Last year, about 70 million smartphones were sold to dealers in China, and that’s not including millions of iPhones that were brought in from outside the country, where they are cheaper. By the end of this year, that figure is expected to be more than 113 million, according to iResearch. Already, more smartphones are sold in China than are sold in the US.
Preempting what could happen in the US if Facebook decides to build its own smartphone, many of the big Internet players are piling in to the space, with Baidu, Tencent, Alibaba, and RenRen all creating their own customized devices. The most interesting player to watch, however, will be Xiaomi, which offers high-spec smartphones at mid-range prices, undercutting the iPhone by as much as $470 per device.

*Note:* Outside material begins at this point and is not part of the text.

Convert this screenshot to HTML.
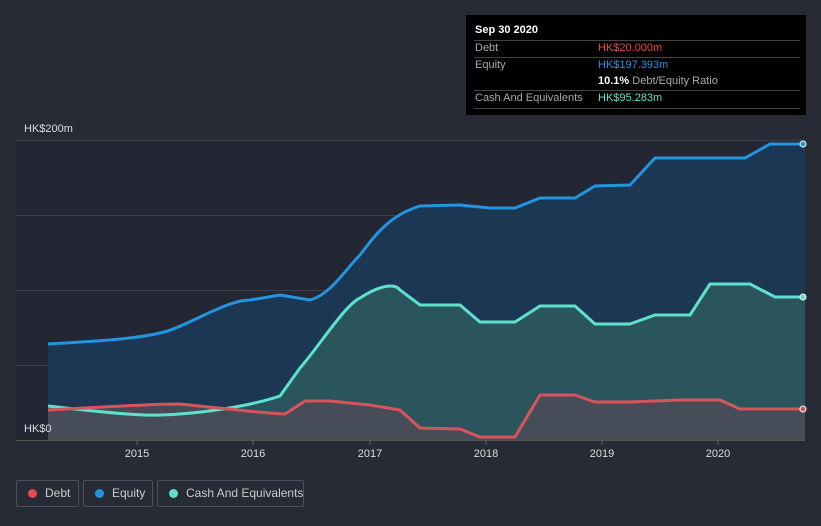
<!DOCTYPE html>
<html><head><style>
body{margin:0;width:821px;height:526px;background:#262b36;font-family:"Liberation Sans",sans-serif;overflow:hidden;position:relative}
.tt{position:absolute;left:466px;top:15px;width:340px;height:100px;background:#000;color:#fff;font-size:11px}
.tt .r{position:absolute;left:8px;right:6px;border-top:1px solid #444}
.lg{position:absolute;top:480px;height:27px;border:1px solid #4a505c;border-radius:2px;color:#ccc;font-size:12px;line-height:25px;box-sizing:border-box;white-space:nowrap}
.lg i{position:absolute;left:11px;top:8px;width:9px;height:9px;border-radius:50%}
</style></head><body>
<svg width="821" height="526" style="position:absolute;left:0;top:0">
<rect x="16" y="140" width="789" height="300" fill="#222733"/>
<g stroke="#3a404c" stroke-width="1">
<line x1="16" y1="140.5" x2="805" y2="140.5"/><line x1="16" y1="215.5" x2="805" y2="215.5"/><line x1="16" y1="290.5" x2="805" y2="290.5"/><line x1="16" y1="365.5" x2="805" y2="365.5"/><line x1="16" y1="440.5" x2="805" y2="440.5" stroke="#555"/>
</g>
<path d="M48,344 C80,342 130,340 160,333 C185,328 225,300 250,300 L280,295 L310,300 C330,295 345,270 360,255 C375,235 390,215 420,206 L460,205 L490,208 L515,208 L540,198 L575,198 L595,186 L630,185 L655,158 L745,158 L770,144 L805,144 L805,440 L48,440Z" fill="#1c3a56" opacity="0.9"/>
<path d="M48,406 C100,412 140,416 160,415 C200,414 250,406 280,396 L300,368 C320,345 345,305 360,298 C380,285 395,283 400,290 L420,305 L460,305 L480,322 L515,322 L540,306 L575,306 L595,324 L630,324 L655,315 L690,315 L710,284 L750,284 L775,297 L805,297 L805,440 L48,440Z" fill="#2d5a5f" opacity="0.85"/>
<path d="M48,410 C100,407 150,404 180,404 C220,408 260,413 285,414 L305,401 L330,401 L370,405 L400,410 L420,428 L460,429 L480,437 L515,437 L540,395 L575,395 L595,402 L630,402 L680,400 L720,400 L740,409 L805,409 L805,440 L48,440Z" fill="#4a4d58" opacity="0.9"/>
<path d="M48,344 C80,342 130,340 160,333 C185,328 225,300 250,300 L280,295 L310,300 C330,295 345,270 360,255 C375,235 390,215 420,206 L460,205 L490,208 L515,208 L540,198 L575,198 L595,186 L630,185 L655,158 L745,158 L770,144 L805,144" fill="none" stroke="#2394e0" stroke-width="3"/>
<path d="M48,406 C100,412 140,416 160,415 C200,414 250,406 280,396 L300,368 C320,345 345,305 360,298 C380,285 395,283 400,290 L420,305 L460,305 L480,322 L515,322 L540,306 L575,306 L595,324 L630,324 L655,315 L690,315 L710,284 L750,284 L775,297 L805,297" fill="none" stroke="#5ee0cc" stroke-width="3"/>
<path d="M48,410 C100,407 150,404 180,404 C220,408 260,413 285,414 L305,401 L330,401 L370,405 L400,410 L420,428 L460,429 L480,437 L515,437 L540,395 L575,395 L595,402 L630,402 L680,400 L720,400 L740,409 L805,409" fill="none" stroke="#d9535b" stroke-width="3"/>
<circle cx="803" cy="144" r="3" fill="#2394e0" stroke="#fff" stroke-width="1"/>
<circle cx="803" cy="297" r="3" fill="#5ee0cc" stroke="#fff" stroke-width="1"/>
<circle cx="803" cy="409" r="3" fill="#d9535b" stroke="#fff" stroke-width="1"/>
<g stroke="#666"><line x1="137" y1="440" x2="137" y2="445"/><line x1="253" y1="440" x2="253" y2="445"/><line x1="370" y1="440" x2="370" y2="445"/><line x1="486" y1="440" x2="486" y2="445"/><line x1="602" y1="440" x2="602" y2="445"/><line x1="718" y1="440" x2="718" y2="445"/></g>
<g fill="#ddd" font-size="11" text-anchor="middle"><text x="137" y="457">2015</text><text x="253" y="457">2016</text><text x="370" y="457">2017</text><text x="486" y="457">2018</text><text x="602" y="457">2019</text><text x="718" y="457">2020</text></g>
<text x="24" y="132" fill="#ddd" font-size="11">HK$200m</text>
<text x="24" y="432" fill="#ddd" font-size="11">HK$0</text>
</svg>
<div class="tt">
<div style="position:absolute;left:9px;top:9px;font-weight:bold">Sep 30 2020</div>
<div class="r" style="top:25px"></div>
<div style="position:absolute;left:9px;top:27px;color:#aaa">Debt</div><div style="position:absolute;left:132px;top:27px;color:#e8474f">HK$20.000m</div>
<div class="r" style="top:42px"></div>
<div style="position:absolute;left:9px;top:44px;color:#aaa">Equity</div><div style="position:absolute;left:132px;top:44px;color:#2394e0">HK$197.393m</div>
<div style="position:absolute;left:132px;top:60px;color:#aaa"><b style="color:#fff">10.1%</b> Debt/Equity Ratio</div>
<div class="r" style="top:75px"></div>
<div style="position:absolute;left:9px;top:77px;color:#aaa">Cash And Equivalents</div><div style="position:absolute;left:132px;top:77px;color:#5ee0cc">HK$95.283m</div>
<div class="r" style="top:93px"></div>
</div>
<div class="lg" style="left:16px;width:63px"><i style="background:#e8474f"></i><span style="position:absolute;left:28px">Debt</span></div>
<div class="lg" style="left:83px;width:70px"><i style="background:#2394e0"></i><span style="position:absolute;left:28px">Equity</span></div>
<div class="lg" style="left:157px;width:147px"><i style="background:#5ee0cc"></i><span style="position:absolute;left:28px">Cash And Equivalents</span></div>
</body></html>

Xiaomi uses the Apple model of building, and tightly integrating, its own software, services, and hardware, but it is doing so on an open platform – Android – and targeting a huge gap in China’s market: People who want high-quality devices but can’t afford Apple’s prices. Xiaomi has just closed a Series C funding round of $216 million, reportedly valuing the company at $4 billion. In the two years since the launch of its first smartphone, the Beijing-based company has sold 3 million devices.
The newest disruptive, and empowering, mega force in China’s Internet is Tencent’s Weixin, a mobile instant messaging app and social network that has accrued more than 100 million users in just a year. Chinese love Weixin (which has an English-language version called WeChat), because it replaces the need to send text messages and make voice calls. That’s largely because of its HeyTell-like walkie talkie function, which allows users to send quick audio messages over the Internet, but it’s also because Weixin serves as an address book, a photo-sharing service, and a networking tool. Its used by businessmen, social groups, and families alike. Even older generations are using it, which is significant, because China’s Internet demographics skew young.
The changes in China’s Internet over the last five years in part reflect the rapid modernization of a country that is destined to be the world’s biggest economic power. But they also demonstrate that a country doesn’t have to rely entirely on bricks-and-mortar infrastructure to make substantial economic, social, and cultural advancements. The confluence of ecommerce, microblogging, sophisticated online services, and accessible high-tech hardware has set the stage for a new China, one that is richer, more dynamic, and, perhaps, more open.
At least, that is, until the censors catch up.
* I didn’t include China’s huge market for online gaming, because that’s a leisure activity rather than a serious life-changing one.